◆ **Task description**
In the listing below, find every line with the string "components" and pull it out.
___ Data extract
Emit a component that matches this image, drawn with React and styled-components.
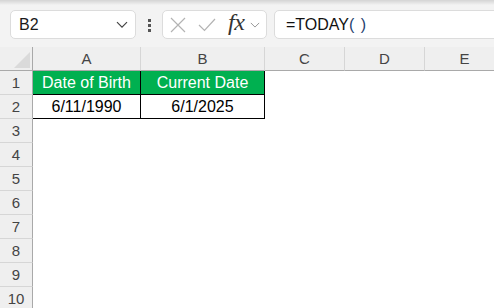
import React from 'react';
import styled, { createGlobalStyle } from 'styled-components';

const GlobalStyle = createGlobalStyle`
	html, body {
		margin: 0;
		padding: 0;
		background: #fff;
		font-family: 'Liberation Sans', Arial, sans-serif;
		overflow: hidden;
	}
`;

const Page = styled.div`
	width: 494px;
	height: 308px;
	overflow: hidden;
	background: #fff;
`;

const Toolbar = styled.div`
	display: flex;
	align-items: flex-start;
	height: 47px;
	box-sizing: border-box;
	padding: 10px 0 0 10px;
	background: linear-gradient(#d4d4d4 0, #e6e6e6 3px, #f3f3f3 5px);
	overflow: hidden;
`;

const Box = styled.div`
	display: flex;
	align-items: center;
	flex-shrink: 0;
	box-sizing: border-box;
	height: 29px;
	width: ${p => p.$w}px;
	margin-left: ${p => p.$ml || 0}px;
	background: #fff;
	border: 1px solid #dcdcdc;
	border-radius: 5px;
	font-size: 16px;
	color: #1a1a1a;
`;

const NameText = styled.span`
	flex: 1;
	padding-left: 8px;
`;

const Dots = styled.div`
	display: flex;
	flex-direction: column;
	gap: 2px;
	margin: 9px 0 0 12px;
	& span {
		width: 3px;
		height: 3px;
		background: #555;
	}
`;

const Fx = styled.span`
	font-family: 'Liberation Serif', 'Times New Roman', serif;
	font-style: italic;
	font-size: 24px;
	color: #333;
	margin: -4px 6px 0 12px;
	letter-spacing: -0.5px;
`;

const Formula = styled.span`
	padding-left: 11px;
	color: #111;
	& b {
		font-weight: normal;
		color: #1f3f6e;
		letter-spacing: 1px;
	}
`;

const Sheet = styled.div`
	display: grid;
	grid-template-columns: 33px 108px 124px 80px 80px 80px;
	grid-auto-rows: 24px;
	font-size: 16px;
`;

const Corner = styled.div`
	position: relative;
	background: #efefef;
	border-right: 1px solid #a9a9a9;
	border-bottom: 1px solid #a9a9a9;
	&::after {
		content: '';
		position: absolute;
		right: 2px;
		bottom: 2px;
		border-style: solid;
		border-width: 0 0 16px 16px;
		border-color: transparent transparent #dadada transparent;
	}
`;

const ColHead = styled.div`
	display: flex;
	align-items: center;
	justify-content: center;
	background: #efefef;
	color: #444;
	font-size: 15px;
	border-right: 1px solid #d6d6d6;
	border-bottom: 1px solid #a9a9a9;
`;

const RowHead = styled.div`
	display: flex;
	align-items: center;
	justify-content: center;
	background: #efefef;
	color: #444;
	font-size: 15px;
	border-right: 1px solid #a9a9a9;
	border-bottom: 1px solid #d6d6d6;
`;

const Cell = styled.div`
	display: flex;
	align-items: center;
	justify-content: center;
	background: ${p => (p.$head ? '#00b050' : '#fff')};
	color: ${p => (p.$head ? '#fff' : '#000')};
	border-right: 1px solid ${p => (p.$table ? '#000' : 'transparent')};
	border-bottom: 1px solid ${p => (p.$table ? '#000' : 'transparent')};
	white-space: nowrap;
`;

const Chevron = ({ size = 12, color = '#444', mr = 6 }) => (
	<svg width={size} height={size * 0.6} viewBox="0 0 12 7" style={{ marginRight: mr }}>
		<path d="M1 1 L6 6 L11 1" fill="none" stroke={color} strokeWidth="1.2" />
	</svg>
);

const columns = ['A', 'B', 'C', 'D', 'E'];
const data = [
	['Date of Birth', 'Current Date'],
	['6/11/1990', '6/1/2025'],
];

export default function App() {
	const rows = [];
	for (let r = 1; r <= 10; r++) {
		rows.push(<RowHead key={'h' + r}>{r}</RowHead>);
		columns.forEach((c, i) => {
			const inTable = r <= 2 && i < 2;
			rows.push(
				<Cell key={c + r} $table={inTable} $head={inTable && r === 1}>
					{inTable ? data[r - 1][i] : ''}
				</Cell>
			);
		});
	}

	return (
		<Page>
			<GlobalStyle />
			<Toolbar>
				<Box $w={126}>
					<NameText>B2</NameText>
					<Chevron color="#444" mr={7} />
				</Box>
				<Dots>
					<span />
					<span />
					<span />
				</Dots>
				<Box $w={105} $ml={11}>
					<svg width="16" height="16" viewBox="0 0 16 16" style={{ marginLeft: 7 }}>
						<path d="M1 1 L15 15 M15 1 L1 15" stroke="#b3b3b3" strokeWidth="1.2" fill="none" />
					</svg>
					<svg width="18" height="14" viewBox="0 0 18 14" style={{ marginLeft: 12 }}>
						<path d="M1 7 L6.5 12.5 L17 1" stroke="#b3b3b3" strokeWidth="1.2" fill="none" />
					</svg>
					<Fx>fx</Fx>
					<Chevron size={10} color="#999" mr={0} />
				</Box>
				<Box $w={260} $ml={7}>
					<Formula>
						=TODAY<b>( )</b>
					</Formula>
				</Box>
			</Toolbar>
			<Sheet>
				<Corner />
				{columns.map(c => (
					<ColHead key={c}>{c}</ColHead>
				))}
				{rows}
			</Sheet>
		</Page>
	);
}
______
◆ **Expected answer**
Emit a component that matches this image, drawn with React and styled-components.
import styled, { createGlobalStyle } from 'styled-components';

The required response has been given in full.